Malgré le massacre par l’armée de plus d’un millier de manifestants non armés dans les mois qui ont suivi, les dirigeants du mouvement de protestation – les Forces de la liberté et du changement (FFC), un collectif fédérant 22  groupes bourgeois et petits-bourgeois dont les syndicats professionnels et le Parti communiste soudanais – ont laissé entrevoir la possibilité de négocier avec l’armée un retour à un régime civil. Vu la longue histoire de coups d’État et de régimes militaires du Soudan depuis son indépendance de l’Angleterre en 1956, une telle voie périlleuse ne pouvait que servir de couverture à l’armée pour mettre en œuvre les mesures économiques nécessaires à la levée des sanctions américaines paralysant le pays et à l’accès aux prêts internationaux.

Le gouvernement du Premier ministre Abdalla Hamdok, économiste formé en Grande-Bretagne et ancien membre du Parti communiste soudanais, à la tête d’un gouvernement «technocratique» de transition, le réel pouvoir étant détenu par le Conseil souverain d’al-Burhan, n’a guère duré plus de deux ans.

Lorsque les réformes politiques et de ‘‘marché libre’’ comme la suppression des subventions aux carburants, la privatisation de centaines d’entreprises publiques et la répression de la corruption et du pillage des recettes de l’État par des entreprises liées à al-Béchir et à l’armée a menacé les considérables intérêts commerciaux, politiques et diplomatiques de l’armée, al-Burhan a limogé Hamdok et son gouvernement ‘‘technocratique’’ et a repris le pouvoir militaire en octobre 2021. Il a placé des généraux, des islamistes et d’autres alliés fiables du régime d’al-Béchir dans les organes gouvernementaux et publics, a intensifié la répression en s’attaquant au mouvement de protestation renaissant. Sans se laisser rebuter, les principaux partis d’opposition ont conclu un autre accord traître et impopulaire avec les militaires qui ont rétabli Hamdok, mais son gouvernement s’est effondré quelques semaines plus tard, laissant al-Burhan au pouvoir.

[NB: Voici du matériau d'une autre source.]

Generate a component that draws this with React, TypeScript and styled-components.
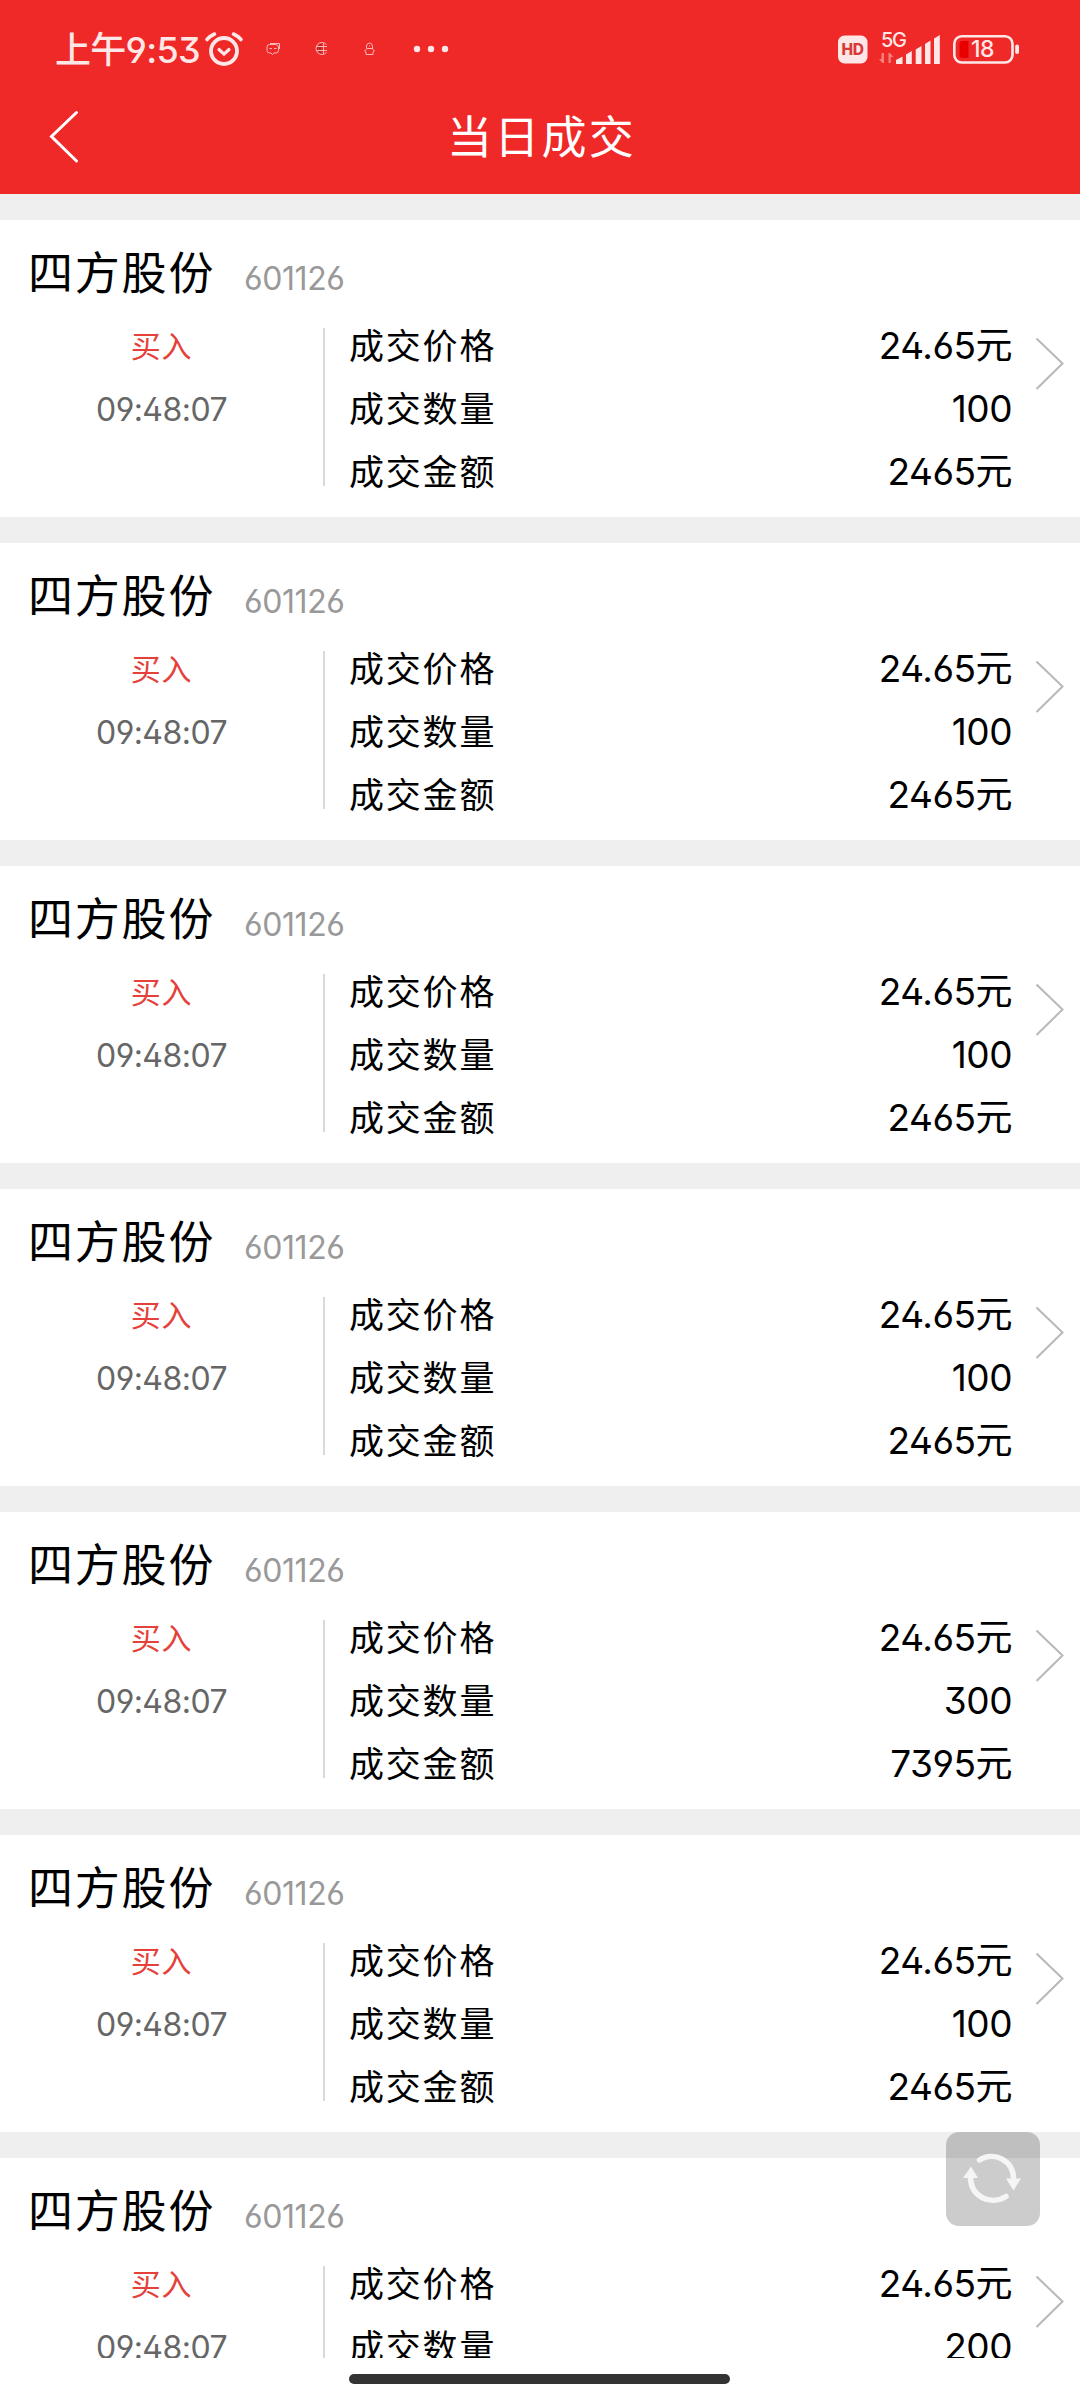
import React from "react";
import styled, { createGlobalStyle } from "styled-components";

const GlobalStyle = createGlobalStyle`
  * { box-sizing: border-box; }
  body { margin: 0; background: #fff; }
`;

const Screen = styled.div`
  display: flex;
  flex-direction: column;
  position: relative;
  width: 1080px;
  height: 2400px;
  overflow: hidden;
  background: #fff;
  color: #000;
  font-family: Inter, "Noto Sans CJK SC", sans-serif;
  font-feature-settings: "ss01", "cv09";
`;

const Header = styled.header`
  flex: none;
  height: 194px;
  background: #ef2828;
`;

const StatusBar = styled.div`
  display: flex;
  justify-content: space-between;
  height: 98px;
  padding: 0 60px 0 55px;
  color: #ffe7e7;
`;

const StatusGroup = styled.div`
  display: flex;
  align-items: center;
`;

const Clock = styled.span`
  width: 149px;
  padding-top: 1px;
  font-size: 36px;
  line-height: 52px;
  font-weight: 500;
  letter-spacing: -0.7px;
  white-space: nowrap;
`;

const TitleBar = styled.div`
  display: grid;
  grid-template-columns: 120px 1fr 120px;
  align-items: center;
  height: 76px;
`;

const BackButton = styled.button`
  display: flex;
  border: 0;
  padding: 0 0 0 46px;
  background: none;
`;

const Title = styled.h1`
  margin: 0;
  padding: 3px 0 0 3px;
  text-align: center;
  color: #fff;
  font-size: 45px;
  line-height: 60px;
  font-weight: 400;
  letter-spacing: 2.3px;
`;

const List = styled.main`
  display: flex;
  flex-direction: column;
  gap: 26px;
  height: 2164px;
  padding-top: 26px;
  overflow: hidden;
  background: #efefef;
`;

const Card = styled.article`
  flex: none;
  height: 297px;
  background: #fff;
`;

const CardHead = styled.div`
  display: flex;
  align-items: baseline;
  height: 108px;
  padding: 24px 0 0 28px;
`;

const StockName = styled.span`
  width: 216px;
  font-size: 45px;
  line-height: 60px;
  letter-spacing: 1.8px;
`;

const StockCode = styled.span`
  color: #999;
  font-size: 32px;
  letter-spacing: -0.4px;
`;

const CardBody = styled.div`
  display: grid;
  grid-template-columns: 323px 1fr 68px;
  grid-template-rows: 158px;
`;

const Side = styled.div`
  display: flex;
  flex-direction: column;
  align-items: center;
`;

const Direction = styled.span`
  height: 63px;
  line-height: 37px;
  color: #e5403a;
  font-size: 30px;
  letter-spacing: 0.7px;
`;

const Time = styled.span`
  line-height: 38px;
  color: #666;
  font-size: 32px;
  letter-spacing: -0.55px;
`;

const Details = styled.dl`
  display: flex;
  flex-direction: column;
  gap: 27px;
  margin: 0;
  padding-left: 24px;
  border-left: 2px solid #d9d9d9;
`;

const DetailRow = styled.div`
  display: flex;
  flex: none;
  justify-content: space-between;
  height: 36px;
  line-height: 36px;
`;

const Label = styled.dt`
  font-size: 35px;
  letter-spacing: 1.8px;
`;

const Value = styled.dd`
  margin: 0;
  font-size: 37px;
  letter-spacing: -0.5px;
`;

const RowArrow = styled.svg`
  margin: 8px 0 0 22px;
`;

const RefreshButton = styled.button`
  position: absolute;
  right: 40px;
  bottom: 174px;
  width: 94px;
  height: 94px;
  padding: 0;
  border: 0;
  border-radius: 13px;
  background: rgba(0, 0, 0, 0.2);
`;

const NavArea = styled.footer`
  display: flex;
  justify-content: center;
  height: 42px;
  padding: 16px 2px 0 0;
`;

const HomeBar = styled.div`
  width: 381px;
  height: 10px;
  border-radius: 5px;
  background: #333;
`;

const TRADES = [
  { qty: "100", amount: "2465元" },
  { qty: "100", amount: "2465元" },
  { qty: "100", amount: "2465元" },
  { qty: "100", amount: "2465元" },
  { qty: "300", amount: "7395元" },
  { qty: "100", amount: "2465元" },
  { qty: "200", amount: "4930元" },
];

const NoticeIcons = () => (
  <svg width="250" height="98" viewBox="204 0 250 98" fill="none" stroke="#ffe7e7">
    <circle cx="224" cy="51" r="13" strokeWidth="3.8" />
    <path d="M207 39.500Q210 36 214.500 34M241 39.500Q238 36 233.500 34" strokeWidth="3.6" strokeLinecap="round" />
    <path d="M219 49.500l5 4.700 5-4.700" strokeWidth="3.2" strokeLinecap="round" strokeLinejoin="round" />
    <g strokeWidth="1" stroke="#f9b8b8">
      <path d="M269.500 44.500h6q3 0 3 2.500v3.500q0 2.500-2.500 2.500h-2l-1.500 1.500-1.500-1.500h-1.500q-2.500 0-2.500-2.500v-3.500q0-2.500 2.500-2.500zM270 43.500h9.500v5.500" />
      <path d="M269.500 48.500h2.500M274 48.500h2.500" />
      <path d="M320 43.500v10.500M317 46v6" stroke="#8f1c1c" />
      <path d="M326.500 44.500A6 6 0 1 0 326.500 52.500M316 46.500h11M316 50.500h11M323.500 43v11" />
      <path d="M366.500 48v-2q.5-3 3-3t3 3v2M366.500 48.500h6.500M367 48.500l-2.500 2.500 1.500 1v2.500h7v-2.500l1.500-1-2.500-2.500M369 46h1" />
    </g>
    <g fill="#ffe7e7" stroke="none">
      <circle cx="417" cy="49" r="3.200" />
      <circle cx="431" cy="49" r="3.200" />
      <circle cx="445" cy="49" r="3.200" />
    </g>
  </svg>
);

const SystemIcons = () => (
  <svg width="184" height="98" viewBox="836 0 184 98" fill="#ffe7e7">
    <rect x="838" y="35.500" width="29.500" height="28" rx="6.500" />
    <text x="852.700" y="55.300" fontSize="15.500" fontWeight="800" textAnchor="middle" fill="#d63a3a" textLength="22.500">HD</text>
    <text x="881" y="47.300" fontSize="20" fontWeight="500" textLength="26">5G</text>
    <path d="M884 53v10h-1.700l-3.300-4h2.500v-6zM888.500 63v-10h1.500l3.500 4h-2.700v6z" opacity="0.450" />
    <path d="M896 64v-4l6.500-3.500v7.500zM906 64v-9.500l5.800-3.500v13zM915.700 64v-14.500l5.800-3.500v18zM925 64v-20l5.500-3.500v23.500zM934 64v-25.500l5.800-3.500v29z" />
    <rect x="954.300" y="36.200" width="58.200" height="26.300" rx="7.500" fill="none" stroke="#ffe7e7" strokeWidth="2.600" />
    <path d="M959.500 44q0-3 3-3h6v17h-6q-3 0-3-3z" fill="#e80000" />
    <rect x="1015.200" y="44.500" width="3.800" height="9.500" rx="1.800" />
    <text x="971" y="57.300" fontSize="23" fontWeight="500" textLength="23.500">18</text>
  </svg>
);

const App = () => (
  <>
    <GlobalStyle />
    <Screen>
      <Header>
        <StatusBar>
          <StatusGroup>
            <Clock>上午9:53</Clock>
            <NoticeIcons />
          </StatusGroup>
          <StatusGroup>
            <SystemIcons />
          </StatusGroup>
        </StatusBar>
        <TitleBar>
          <BackButton aria-label="返回">
            <svg width="34" height="56" viewBox="46 108 34 56" fill="none" stroke="#fff" strokeWidth="3" strokeLinecap="round">
              <path d="M76.500 112.500L51.500 136.500L76.500 161" />
            </svg>
          </BackButton>
          <Title>当日成交</Title>
        </TitleBar>
      </Header>
      <List>
        {TRADES.map((trade, i) => (
          <Card key={i}>
            <CardHead>
              <StockName>四方股份</StockName>
              <StockCode>601126</StockCode>
            </CardHead>
            <CardBody>
              <Side>
                <Direction>买入</Direction>
                <Time>09:48:07</Time>
              </Side>
              <Details>
                <DetailRow>
                  <Label>成交价格</Label>
                  <Value>24.65元</Value>
                </DetailRow>
                <DetailRow>
                  <Label>成交数量</Label>
                  <Value>{trade.qty}</Value>
                </DetailRow>
                <DetailRow>
                  <Label>成交金额</Label>
                  <Value>{trade.amount}</Value>
                </DetailRow>
              </Details>
              <RowArrow width="32" height="56" fill="none" stroke="#b8b8b8" strokeWidth="2">
                <path d="M2.500 2.500L28.500 27.500L2.500 53" />
              </RowArrow>
            </CardBody>
          </Card>
        ))}
      </List>
      <NavArea>
        <HomeBar />
      </NavArea>
      <RefreshButton aria-label="刷新">
        <svg width="94" height="94" viewBox="0 0 94 94" fill="none" stroke="#f5f5f5" strokeWidth="5.500" strokeLinecap="round">
          <path d="M33.500 28C48 19 68 28 67.500 48" />
          <path d="M60 64.500C45 74 24 65 24.500 44" />
          <path d="M60 46.500h15l-7.500 12zM17 46h15l-7-11.500z" fill="#f5f5f5" stroke="none" />
        </svg>
      </RefreshButton>
    </Screen>
  </>
);

export default App;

Depuis, Burhan et Dagalo ont des relations de plus en plus conflictuelles dans un contexte de répression des manifestations sociales qui ont entraîné la mort de plus de 120  civils. Quelque 15  millions des 46  millions d’habitants du Soudan sont confrontés à une insécurité alimentaire aiguë dû à l’escalade des prix alimentaires et des carburants, à la crise économique précipitée par la sécession en 2011 du Sud-Soudan riche en pétrole, à l’instabilité politique, aux conflits et au déplacement de quelque 3  millions de personnes, aux mauvaises récoltes et aux inondations.

Le FFC a soutenu Dagalo qu’il considère comme un contre-pouvoir aux islamistes et a signé en décembre un nouvel accord-cadre pour un retour à un régime civil, bien que les comités de résistance locaux s’y soient opposés. Cet accord ne dit pas grand-chose du démantèlement de l’ancien régime, de l’accord de paix de Juba conclu avec les différents mouvements rebelles qui n’a pas résolu les conflits ni la crise dans l’est du Soudan, riche en ressources – qui abrite des mines de diamants et d’or – ni de la région cruciale de Port-Soudan où des groupes armés ont pris le contrôle des ports du pays et réclament davantage d’autonomie.

Prétendre qu’un gouvernement civil constitué par ces forces serait capable de résoudre les énormes problèmes sociaux et économiques auxquels sont confrontés les travailleurs soudanais et les masses rurales est un piège dangereux. L’objectif de ces forces de la classe moyenne, des couches libérales et de leurs faux partisans de gauche est de bloquer une révolution sociale, comme l’a montré l’histoire du Moyen-Orient et de l’Afrique.

La seule façon de combattre l’offensive des militaires et les machinations des puissances impérialistes et régionales, et d’établir un régime démocratique au Soudan, est de mener une lutte dirigée par la classe ouvrière sur une perspective socialiste révolutionnaire. Cette lutte doit viser à prendre le pouvoir et à exproprier les richesses mal acquises du régime dans le contexte d’une vaste lutte internationale de la classe ouvrière contre le capitalisme et pour l’instauration du socialisme. Cela nécessite la construction d’une section du Comité international de la Quatrième Internationale au Soudan, ainsi que des sections en Égypte et dans tous les pays d’Afrique du Nord et du Moyen-Orient.